First, load the packages required for the analysis (install if needed).

library(tidyverse) # for data manipulation and visualization

We will pick it up where we left it last time, and read the household data in the RDS file you prepared. If you haven’t completed Session 1, go to it and complete it before continuing here.

household_subset <- read_rds('data/household_subset.RDS')

You will also need the ‘Trips’ table for this session. As we will combine the information from households and trips reported by each household.

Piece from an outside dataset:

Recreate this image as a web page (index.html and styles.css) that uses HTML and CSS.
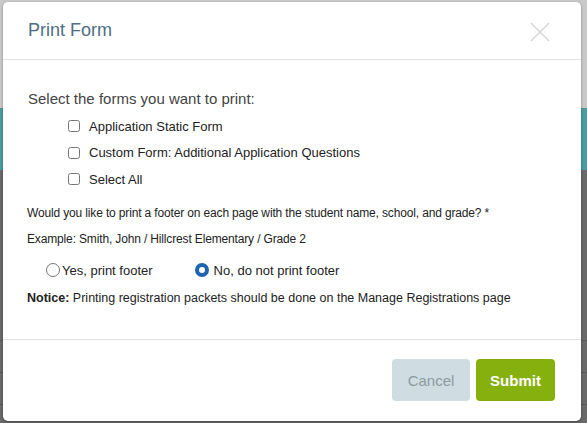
FILE: index.html
```html
<!DOCTYPE html>
<html>
<head>
    <meta charset="utf-8">
    <title>Print Form</title>
    <link rel="stylesheet" href="styles.css">
</head>
<body>
    <div class="page">
        <div class="page-top">
            <div class="page-links">
                <span class="page-btn">Additional Button</span>
                <span class="page-btn second">Welcome to test dropdown</span>
            </div>
        </div>
        <div class="page-band"></div>
        <div class="page-rest">
            <div class="page-row"></div>
            <div class="page-row"></div>
            <div class="page-row"></div>
        </div>
    </div>

    <div class="modal">
        <div class="modal-header">
            <h4 class="modal-title">Print Form</h4>
            <span class="modal-close">
                <svg width="20" height="20" viewBox="0 0 20 20"><path d="M1 1 L19 19 M19 1 L1 19" stroke="#d6d6d6" stroke-width="1.5" fill="none"/></svg>
            </span>
        </div>
        <div class="modal-body">
            <p class="lead">Select the forms you want to print:</p>
            <div class="form-list">
                <label class="check"><input type="checkbox"> Application Static Form</label>
                <label class="check"><input type="checkbox"> Custom Form: Additional Application Questions</label>
                <label class="check"><input type="checkbox"> Select All</label>
            </div>
            <p class="question">Would you like to print a footer on each page with the student name, school, and grade? *</p>
            <p class="question">Example: Smith, John / Hillcrest Elementary / Grade 2</p>
            <div class="radios">
                <label class="radio"><span class="dot"></span>Yes, print footer</label>
                <label class="radio"><span class="dot on"></span>No, do not print footer</label>
            </div>
            <p class="notice"><b>Notice:</b> Printing registration packets should be done on the Manage Registrations page</p>
        </div>
        <div class="modal-footer">
            <button class="btn btn-cancel">Cancel</button>
            <button class="btn btn-submit">Submit</button>
        </div>
    </div>
</body>
</html>
```

FILE: styles.css
```css
*
{
    box-sizing: border-box;
}
body
{
    margin: 0;
    font-family: "Liberation Sans", Arial, sans-serif;
    background: #6b6b6b;
    overflow: hidden;
}
.page-top
{
    height: 108px;
    background: #c9c9c9;
    padding: 0 15px;
    overflow: hidden;
}
.page-links
{
    display: flex;
    gap: 150px;
    margin-top: -19px;
}
.page-btn
{
    font-size: 20px;
    font-weight: bold;
    color: #2a2a2a;
    line-height: 20px;
}
.page-band
{
    height: 62px;
    background: #4b9da2;
}
.page-rest
{
    height: 260px;
    background: #6a6a6a;
    padding-top: 170px;
}
.page-row
{
    height: 32px;
    border-top: 1px solid #5a5a5a;
}

.modal
{
    position: absolute;
    top: 2px;
    left: 3px;
    width: 578px;
    height: 419px;
    background: #fff;
    border-radius: 5px;
    box-shadow: 0 1px 3px rgba(0,0,0,0.35);
}
.modal-header
{
    height: 58px;
    border-bottom: 1px solid #e3e3e3;
    display: flex;
    align-items: center;
    justify-content: space-between;
    padding: 0 31px 0 25px;
}
.modal-title
{
    margin: 0;
    font-size: 18px;
    font-weight: normal;
    color: #4e6e84;
}
.modal-close
{
    display: flex;
    margin-top: 2px;
}
.modal-body
{
    padding: 30px 24px 0 24px;
    height: 280px;
    border-bottom: 1px solid #e3e3e3;
    color: #222;
}
.lead
{
    margin: 0 0 6px 1px;
    font-size: 15px;
    color: #444;
}
.form-list
{
    display: flex;
    flex-direction: column;
    padding-left: 40px;
}
.check
{
    display: flex;
    align-items: center;
    height: 26.5px;
    font-size: 13px;
    color: #222;
}
.check input
{
    width: 12px;
    height: 12px;
    margin: 0 9px 0 1px;
}
.question
{
    margin: 12px 0 0 0;
    font-size: 12px;
    letter-spacing: -0.15px;
    line-height: 16px;
}
.question + .question
{
    margin-top: 10px;
}
.radios
{
    display: flex;
    gap: 42px;
    padding-left: 19px;
    margin-top: 16px;
    font-size: 13px;
}
.radio
{
    display: flex;
    align-items: center;
    gap: 2px;
}
.dot
{
    width: 14px;
    height: 14px;
    border-radius: 50%;
    border: 1px solid #777;
    background: #fff;
}
.dot.on
{
    border: 4.5px solid #1f64b0;
    margin-right: 3px;
}
.notice
{
    margin: 13px 0 0 0;
    font-size: 12.5px;
}
.modal-footer
{
    display: flex;
    justify-content: flex-end;
    gap: 6px;
    padding: 19px 26px 0 0;
}
.btn
{
    height: 42px;
    border: none;
    border-radius: 4px;
    font-family: "Liberation Sans", Arial, sans-serif;
    font-size: 15px;
    padding: 0;
}
.btn-cancel
{
    width: 78px;
    background: #cfdde3;
    color: #8c9aa0;
}
.btn-submit
{
    width: 79px;
    background: #86b00e;
    color: #fff;
    font-weight: bold;
}
```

trips <- read_csv("data/Trips.csv")

2.2 Format Trips table

Subset trips for the year 2023 and keep only variables of interest.

trips_subset <- trips %>%
  filter(survey_year == 2023) %>%
  select(
    household_id, person_id, trip_id, 
    mode_class, depart_date, depart_time_hour, 
    arrival_time_hour, origin_county, dest_county, 
    origin_purpose_cat, dest_purpose_cat, distance_meters,
    duration_minutes
)

ALWAYS CHECK THE SUBSET!!! What would you check?

nrow(trips_subset)

[1] 56704

ncol(trips_subset)

[1] 13

colnames(trips_subset)

 [1] "household_id"       "person_id"          "trip_id"           
 [4] "mode_class"         "depart_date"        "depart_time_hour"  
 [7] "arrival_time_hour"  "origin_county"      "dest_county"       
[10] "origin_purpose_cat" "dest_purpose_cat"   "distance_meters"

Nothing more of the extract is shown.